Figures 3.19 and 3.20 show the result of decomposing the number of persons in the civilian labour force in Australia each month from February 1978 to August 1995. Write about 3–5 sentences describing the results of the decomposition. Pay particular attention to the scales of the graphs in making your interpretation.

Is the recession of 1991/1992 visible in the estimated components?

The trend component of the Australian civilian labor force decomposition shows a steady increase over time, indicating long-term growth in the labor force, The seasonal component fluctuates between plus/minus 100, showing a regular, cyclical pattern with some months experiencing stronger seasonal effects than others. The remainder component remains relatively small but shows a significant dip around 1991, suggesting an economic disruption.

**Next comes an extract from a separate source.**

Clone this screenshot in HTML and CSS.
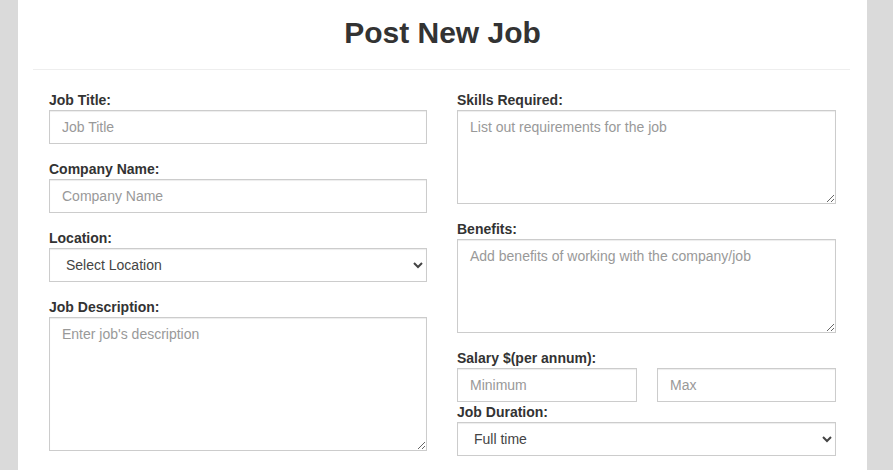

The monthly subseries plot shows notable seasonal variations for different months. January, August, October & November consistently show lower levels in the labor force sitting below the baseline (zero). This could indicate seasonal dips in workforce participation during these months. March exhibits more complex behavior with both significant spikes and drops possibly indicating variability due to external labor conditions (outside of trend and seasonality). December consistently shows higher labor force participation with a steady upward trend. This month does not show the volatility seen in March, indicating a more predictable seasonal increase during the end of the year. This might reflect the typical end-of-year economic activities like retail increase triggered by the holiday season.

The recession of 1991/1992 is visible in the remainder component. The sharp drop in the residuals indicates that external factors, such as the recession,impacted the labor force beyond what cam be explained by the trend and seasonal patterns. The trend also slows down slightly during this time (getting flatter), reflecting the affects of the recession.